Aim: Pick out all lines in the listing holding the string "React" and copy them.

Data excerpt:
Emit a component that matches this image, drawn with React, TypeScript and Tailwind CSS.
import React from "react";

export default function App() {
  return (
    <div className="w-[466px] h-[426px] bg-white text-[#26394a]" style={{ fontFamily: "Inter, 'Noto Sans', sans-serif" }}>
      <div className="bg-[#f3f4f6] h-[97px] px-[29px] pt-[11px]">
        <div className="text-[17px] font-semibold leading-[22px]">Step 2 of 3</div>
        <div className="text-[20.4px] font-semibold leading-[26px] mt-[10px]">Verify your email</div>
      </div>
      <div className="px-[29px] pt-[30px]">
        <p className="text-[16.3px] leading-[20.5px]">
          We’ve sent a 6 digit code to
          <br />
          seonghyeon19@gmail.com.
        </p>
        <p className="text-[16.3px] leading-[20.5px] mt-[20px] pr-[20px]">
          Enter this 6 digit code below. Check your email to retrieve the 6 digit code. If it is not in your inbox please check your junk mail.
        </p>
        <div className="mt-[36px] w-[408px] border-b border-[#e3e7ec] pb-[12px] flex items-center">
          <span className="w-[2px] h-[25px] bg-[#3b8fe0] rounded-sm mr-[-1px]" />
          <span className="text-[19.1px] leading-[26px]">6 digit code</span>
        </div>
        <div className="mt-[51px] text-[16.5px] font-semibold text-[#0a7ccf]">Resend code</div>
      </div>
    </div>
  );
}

Written response:
Emit a component that matches this image, drawn with React, TypeScript and Tailwind CSS.
import React from "react";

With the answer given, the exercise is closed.